#### DATA PROVIDED

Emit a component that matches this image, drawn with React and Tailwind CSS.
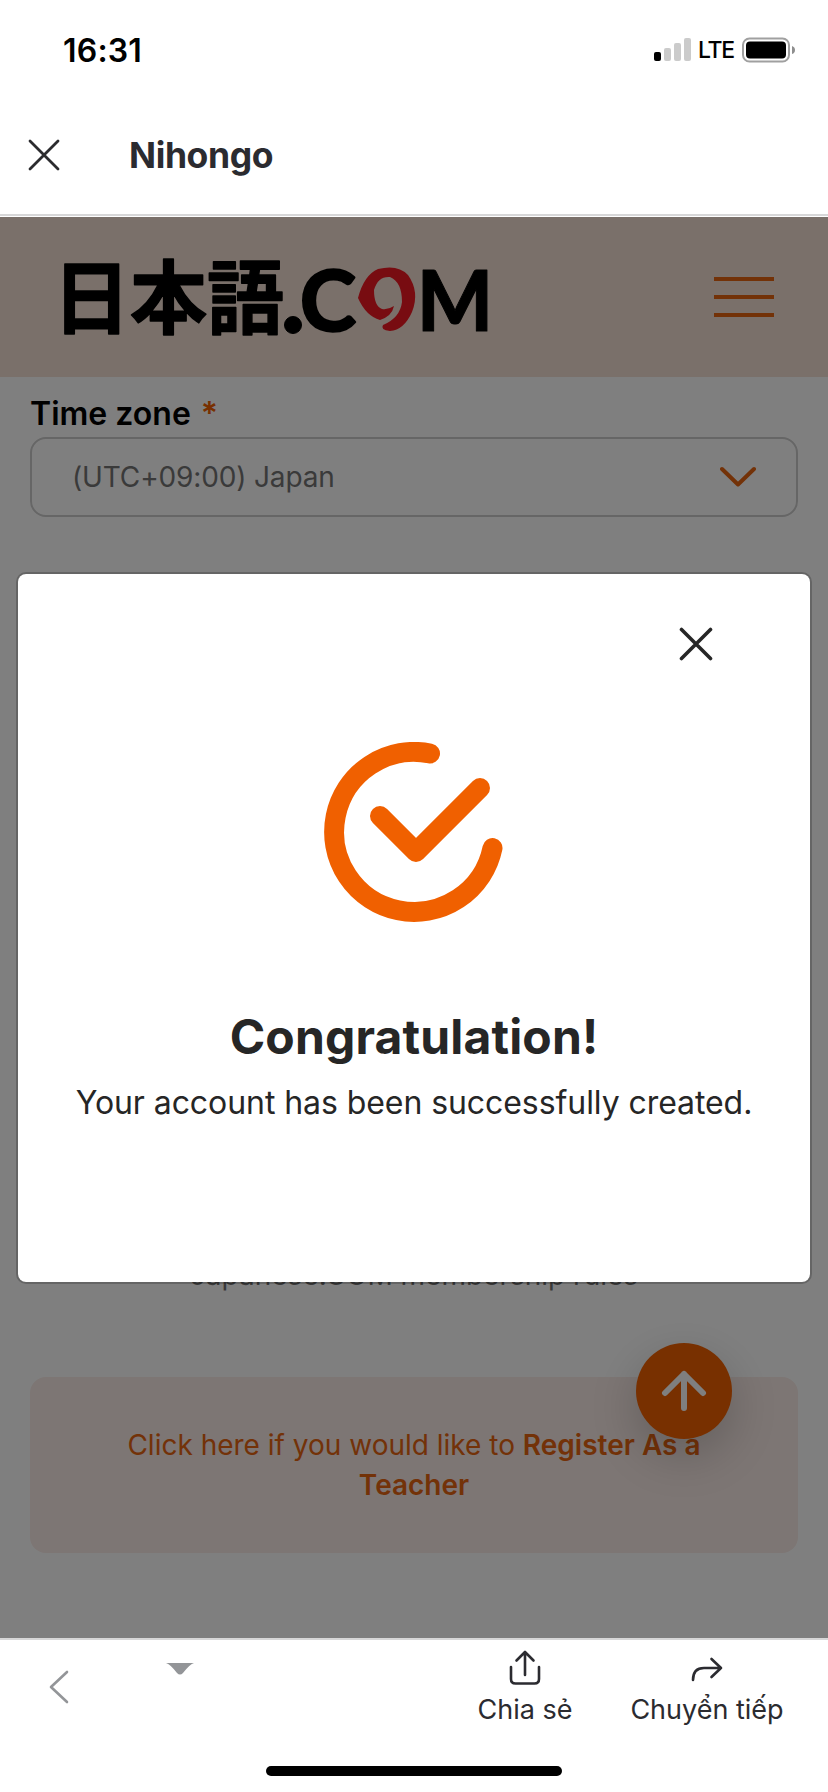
export default function App() {
  return (
    <div className="flex h-[1792px] w-[828px] flex-col overflow-hidden bg-white font-['Inter',sans-serif]">
      <div className="flex h-[98px] items-center justify-between pr-[33px] pl-[63px]">
        <span className="mt-[3px] text-[32px] font-semibold tracking-[0.2px] text-black">16:31</span>
        <div className="mt-px flex items-center">
          <svg width="38" height="24" viewBox="0 0 38 24">
            <rect x="0" y="14" width="7" height="9" rx="2" fill="#000" />
            <rect x="10" y="10" width="7" height="13" rx="2" fill="#cbcbcb" />
            <rect x="20" y="5" width="7" height="18" rx="2" fill="#cbcbcb" />
            <rect x="30" y="0" width="7" height="23" rx="2" fill="#cbcbcb" />
          </svg>
          <span className="ml-[6px] w-[37px] pt-px text-[23px] font-medium tracking-[-1.3px] text-black">LTE</span>
          <svg className="ml-[6px]" width="54" height="26" viewBox="0 0 54 26">
            <rect x="2" y="1.5" width="46" height="23" rx="6.5" fill="none" stroke="#a0a0a0" strokeWidth="2" />
            <rect x="5" y="4.500" width="40" height="17" rx="4" fill="#000" />
            <path d="M51 9 Q54 10 54 13 Q54 16 51 17 Z" fill="#8e8e8e" />
          </svg>
        </div>
      </div>
      <div className="flex h-[119px] shrink-0 flex-col">
        <div className="flex h-[116px] items-center pb-[2px] pl-7">
          <svg width="32" height="32" viewBox="0 0 32 32" fill="none" stroke="#2b2b2e" strokeWidth="2.8" strokeLinecap="round">
            <path d="M2 2 30 30M30 2 2 30" />
          </svg>
          <span className="mt-[2px] ml-[69px] text-[35.500px] font-bold tracking-[-0.4px] text-[#2b2b30]">Nihongo</span>
        </div>
        <div className="h-[2px] bg-[#d7d7d8]" />
      </div>

      <main className="relative flex h-[1421px] shrink-0 flex-col overflow-hidden bg-white">
        <header className="flex h-[160px] shrink-0 items-center justify-between bg-[#f4e0d4] pr-[54px] pl-[36px]">
          <svg width="480" height="150" viewBox="36 222 480 150">
            <g fill="#000" stroke="#000" strokeLinejoin="round">
              <text x="53" y="327" textLength="231" lengthAdjust="spacingAndGlyphs" fontFamily="Noto Sans CJK JP" fontSize="80" fontWeight="700" strokeWidth="1.5">日本語</text>
              <circle cx="293" cy="325" r="8.5" />
              <text x="300" y="331" textLength="56" lengthAdjust="spacingAndGlyphs" fontFamily="Lato" fontSize="84" fontWeight="700" strokeWidth="2.5">C</text>
              <text x="417" y="331" textLength="76" lengthAdjust="spacingAndGlyphs" fontFamily="Lato" fontSize="83" fontWeight="900" strokeWidth="1">M</text>
            </g>
            <path d="M358 298Q364 275 378 269Q398 264 408 275Q420 292 412 312Q404 330 390 331Q380 330 383 325Q400 318 402 302Q402 282 390 277Q378 276 374 290Q374 306 382 309Q388 310 394 306Q392 316 380 320Q366 316 358 298Z" fill="#f01822" />
          </svg>
          <div className="flex w-[60px] flex-col gap-[14px]">
            <div className="h-1 bg-[#e66410]" />
            <div className="h-1 bg-[#e66410]" />
            <div className="h-1 bg-[#e66410]" />
          </div>
        </header>
        <div className="flex flex-col px-[30px] pt-[15px]">
          <div className="mb-[2px] flex h-[43px] items-center text-[32px] font-semibold text-black">
            <span>Time zone</span>
            <span className="ml-[10px] text-[#f06000]">*</span>
          </div>
          <div className="flex h-20 items-center justify-between rounded-2xl border-2 border-[#cccccc] pr-[40px] pl-[40px]">
            <span className="text-[28px] tracking-[-0.15px] text-[#757575]">(UTC+09:00) Japan</span>
            <svg width="36" height="22" viewBox="0 0 36 22" fill="none" stroke="#e66410" strokeWidth="4" strokeLinecap="round" strokeLinejoin="round">
              <path d="M2 3 18 18.500 34 3" />
            </svg>
          </div>
        </div>
        <div className="mt-[738px] text-center text-[28px] leading-10 text-[#757575]">Japanese.COM membership rules</div>
        <div className="mx-[30px] mt-[82px] flex h-[176px] flex-col items-center rounded-2xl bg-[#faece8] pt-[48px] text-center text-[28px] leading-10 text-[#e66410]">
          <p>Click here if you would like to <b className="font-semibold">Register As a</b></p>
          <b className="font-semibold">Teacher</b>
        </div>
        <div className="absolute top-[1126px] left-[636px] flex size-24 items-center justify-center rounded-full bg-[#f06000] shadow-[0_16px_48px_rgba(0,0,0,0.2)]">
          <svg width="46" height="42" viewBox="0 0 46 42" fill="none" stroke="#fff" strokeWidth="6" strokeLinecap="round" strokeLinejoin="round">
            <path d="M23 4V38M4 23 23 4 42 23" />
          </svg>
        </div>
        <div className="absolute inset-0 bg-black/50">
          <div className="mx-4 mt-[355px] flex h-[712px] flex-col items-center rounded-[10px] border-2 border-black/20 bg-white bg-clip-padding">
            <svg className="mt-[53px] mr-[97px] self-end" width="34" height="34" viewBox="0 0 34 34" fill="none" stroke="#262626" strokeWidth="3.6" strokeLinecap="round">
              <path d="M2.500 2.500 31.500 31.500M31.500 2.500 2.500 31.500" />
            </svg>
            <svg className="mt-[81px]" width="180" height="180" viewBox="324 742 180 180" fill="none" stroke="#f06000" strokeWidth="20" strokeLinecap="round" strokeLinejoin="round">
              <path d="M430 753.500A80 80 0 1 0 492.500 848M380 816 416 852 480 788" />
            </svg>
            <h1 className="mt-[79px] text-[48px] leading-[72px] font-bold tracking-[0.15px] text-[#262626]">Congratulation!</h1>
            <p className="mt-[6px] text-[32px] leading-[48px] tracking-[-0.07px] text-[#262626]">Your account has been successfully created.</p>
          </div>
        </div>
      </main>

      <footer className="flex h-[154px] shrink-0 flex-col border-t-2 border-[#d7d7d8]">
        <div className="flex h-[126px]">
          <svg className="mt-[29px] ml-[48px]" width="22" height="36" viewBox="0 0 22 36" fill="none" stroke="#939598" strokeWidth="2.6" strokeLinecap="round" strokeLinejoin="round">
            <path d="M19 3 3 18 19 33" />
          </svg>
          <svg className="mt-[22px] ml-[96px]" width="28" height="14" viewBox="0 0 28 14">
            <path d="M0 1H28Q24 2 17 11Q14 14 11 11Q4 2 0 1Z" fill="#939598" />
          </svg>
          <div className="ml-[274px] flex w-[114px] flex-col items-center text-[#2b2b30]">
            <svg className="mt-[10px]" width="32" height="36" viewBox="0 0 32 36" fill="none" stroke="currentColor" strokeWidth="2.6" strokeLinecap="round" strokeLinejoin="round">
              <path d="M16 25V2M7.500 10.500 16 2 24.500 10.500M2 17V29Q2 33.500 6.500 33.500H25.500Q30 33.500 30 29V17" />
            </svg>
            <span className="mt-[4px] text-[27px] leading-10 whitespace-nowrap">Chia sẻ</span>
          </div>
          <div className="ml-[40px] flex w-[170px] flex-col items-center text-[#2b2b30]">
            <svg className="mt-[17px]" width="32" height="26" viewBox="0 0 32 26" fill="none" stroke="currentColor" strokeWidth="2.6" strokeLinecap="round" strokeLinejoin="round">
              <path d="M2 23Q2 11 13 11H30M20.500 2 30 11 20.500 20" />
            </svg>
            <span className="mt-[7px] text-[27px] leading-10 whitespace-nowrap">Chuyển tiếp</span>
          </div>
        </div>
        <div className="h-[10px] w-[296px] self-center rounded-full bg-black" />
      </footer>
    </div>
  );
}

########

* [EXERCISE]
Output the lines above in full and exactly as given, omitting any pictures.

* [RESPONSE FOR THIS EXERCISE]
Emit a component that matches this image, drawn with React and Tailwind CSS.
export default function App() {
  return (
    <div className="flex h-[1792px] w-[828px] flex-col overflow-hidden bg-white font-['Inter',sans-serif]">
      <div className="flex h-[98px] items-center justify-between pr-[33px] pl-[63px]">
        <span className="mt-[3px] text-[32px] font-semibold tracking-[0.2px] text-black">16:31</span>
        <div className="mt-px flex items-center">
          <svg width="38" height="24" viewBox="0 0 38 24">
            <rect x="0" y="14" width="7" height="9" rx="2" fill="#000" />
            <rect x="10" y="10" width="7" height="13" rx="2" fill="#cbcbcb" />
            <rect x="20" y="5" width="7" height="18" rx="2" fill="#cbcbcb" />
            <rect x="30" y="0" width="7" height="23" rx="2" fill="#cbcbcb" />
          </svg>
          <span className="ml-[6px] w-[37px] pt-px text-[23px] font-medium tracking-[-1.3px] text-black">LTE</span>
          <svg className="ml-[6px]" width="54" height="26" viewBox="0 0 54 26">
            <rect x="2" y="1.5" width="46" height="23" rx="6.5" fill="none" stroke="#a0a0a0" strokeWidth="2" />
            <rect x="5" y="4.500" width="40" height="17" rx="4" fill="#000" />
            <path d="M51 9 Q54 10 54 13 Q54 16 51 17 Z" fill="#8e8e8e" />
          </svg>
        </div>
      </div>
      <div className="flex h-[119px] shrink-0 flex-col">
        <div className="flex h-[116px] items-center pb-[2px] pl-7">
          <svg width="32" height="32" viewBox="0 0 32 32" fill="none" stroke="#2b2b2e" strokeWidth="2.8" strokeLinecap="round">
            <path d="M2 2 30 30M30 2 2 30" />
          </svg>
          <span className="mt-[2px] ml-[69px] text-[35.500px] font-bold tracking-[-0.4px] text-[#2b2b30]">Nihongo</span>
        </div>
        <div className="h-[2px] bg-[#d7d7d8]" />
      </div>

      <main className="relative flex h-[1421px] shrink-0 flex-col overflow-hidden bg-white">
        <header className="flex h-[160px] shrink-0 items-center justify-between bg-[#f4e0d4] pr-[54px] pl-[36px]">
          <svg width="480" height="150" viewBox="36 222 480 150">
            <g fill="#000" stroke="#000" strokeLinejoin="round">
              <text x="53" y="327" textLength="231" lengthAdjust="spacingAndGlyphs" fontFamily="Noto Sans CJK JP" fontSize="80" fontWeight="700" strokeWidth="1.5">日本語</text>
              <circle cx="293" cy="325" r="8.5" />
              <text x="300" y="331" textLength="56" lengthAdjust="spacingAndGlyphs" fontFamily="Lato" fontSize="84" fontWeight="700" strokeWidth="2.5">C</text>
              <text x="417" y="331" textLength="76" lengthAdjust="spacingAndGlyphs" fontFamily="Lato" fontSize="83" fontWeight="900" strokeWidth="1">M</text>
            </g>
            <path d="M358 298Q364 275 378 269Q398 264 408 275Q420 292 412 312Q404 330 390 331Q380 330 383 325Q400 318 402 302Q402 282 390 277Q378 276 374 290Q374 306 382 309Q388 310 394 306Q392 316 380 320Q366 316 358 298Z" fill="#f01822" />
          </svg>
          <div className="flex w-[60px] flex-col gap-[14px]">
            <div className="h-1 bg-[#e66410]" />
            <div className="h-1 bg-[#e66410]" />
            <div className="h-1 bg-[#e66410]" />
          </div>
        </header>
        <div className="flex flex-col px-[30px] pt-[15px]">
          <div className="mb-[2px] flex h-[43px] items-center text-[32px] font-semibold text-black">
            <span>Time zone</span>
            <span className="ml-[10px] text-[#f06000]">*</span>
          </div>
          <div className="flex h-20 items-center justify-between rounded-2xl border-2 border-[#cccccc] pr-[40px] pl-[40px]">
            <span className="text-[28px] tracking-[-0.15px] text-[#757575]">(UTC+09:00) Japan</span>
            <svg width="36" height="22" viewBox="0 0 36 22" fill="none" stroke="#e66410" strokeWidth="4" strokeLinecap="round" strokeLinejoin="round">
              <path d="M2 3 18 18.500 34 3" />
            </svg>
          </div>
        </div>
        <div className="mt-[738px] text-center text-[28px] leading-10 text-[#757575]">Japanese.COM membership rules</div>
        <div className="mx-[30px] mt-[82px] flex h-[176px] flex-col items-center rounded-2xl bg-[#faece8] pt-[48px] text-center text-[28px] leading-10 text-[#e66410]">
          <p>Click here if you would like to <b className="font-semibold">Register As a</b></p>
          <b className="font-semibold">Teacher</b>
        </div>
        <div className="absolute top-[1126px] left-[636px] flex size-24 items-center justify-center rounded-full bg-[#f06000] shadow-[0_16px_48px_rgba(0,0,0,0.2)]">
          <svg width="46" height="42" viewBox="0 0 46 42" fill="none" stroke="#fff" strokeWidth="6" strokeLinecap="round" strokeLinejoin="round">
            <path d="M23 4V38M4 23 23 4 42 23" />
          </svg>
        </div>
        <div className="absolute inset-0 bg-black/50">
          <div className="mx-4 mt-[355px] flex h-[712px] flex-col items-center rounded-[10px] border-2 border-black/20 bg-white bg-clip-padding">
            <svg className="mt-[53px] mr-[97px] self-end" width="34" height="34" viewBox="0 0 34 34" fill="none" stroke="#262626" strokeWidth="3.6" strokeLinecap="round">
              <path d="M2.500 2.500 31.500 31.500M31.500 2.500 2.500 31.500" />
            </svg>
            <svg className="mt-[81px]" width="180" height="180" viewBox="324 742 180 180" fill="none" stroke="#f06000" strokeWidth="20" strokeLinecap="round" strokeLinejoin="round">
              <path d="M430 753.500A80 80 0 1 0 492.500 848M380 816 416 852 480 788" />
            </svg>
            <h1 className="mt-[79px] text-[48px] leading-[72px] font-bold tracking-[0.15px] text-[#262626]">Congratulation!</h1>
            <p className="mt-[6px] text-[32px] leading-[48px] tracking-[-0.07px] text-[#262626]">Your account has been successfully created.</p>
          </div>
        </div>
      </main>

      <footer className="flex h-[154px] shrink-0 flex-col border-t-2 border-[#d7d7d8]">
        <div className="flex h-[126px]">
          <svg className="mt-[29px] ml-[48px]" width="22" height="36" viewBox="0 0 22 36" fill="none" stroke="#939598" strokeWidth="2.6" strokeLinecap="round" strokeLinejoin="round">
            <path d="M19 3 3 18 19 33" />
          </svg>
          <svg className="mt-[22px] ml-[96px]" width="28" height="14" viewBox="0 0 28 14">
            <path d="M0 1H28Q24 2 17 11Q14 14 11 11Q4 2 0 1Z" fill="#939598" />
          </svg>
          <div className="ml-[274px] flex w-[114px] flex-col items-center text-[#2b2b30]">
            <svg className="mt-[10px]" width="32" height="36" viewBox="0 0 32 36" fill="none" stroke="currentColor" strokeWidth="2.6" strokeLinecap="round" strokeLinejoin="round">
              <path d="M16 25V2M7.500 10.500 16 2 24.500 10.500M2 17V29Q2 33.500 6.500 33.500H25.500Q30 33.500 30 29V17" />
            </svg>
            <span className="mt-[4px] text-[27px] leading-10 whitespace-nowrap">Chia sẻ</span>
          </div>
          <div className="ml-[40px] flex w-[170px] flex-col items-center text-[#2b2b30]">
            <svg className="mt-[17px]" width="32" height="26" viewBox="0 0 32 26" fill="none" stroke="currentColor" strokeWidth="2.6" strokeLinecap="round" strokeLinejoin="round">
              <path d="M2 23Q2 11 13 11H30M20.500 2 30 11 20.500 20" />
            </svg>
            <span className="mt-[7px] text-[27px] leading-10 whitespace-nowrap">Chuyển tiếp</span>
          </div>
        </div>
        <div className="h-[10px] w-[296px] self-center rounded-full bg-black" />
      </footer>
    </div>
  );
}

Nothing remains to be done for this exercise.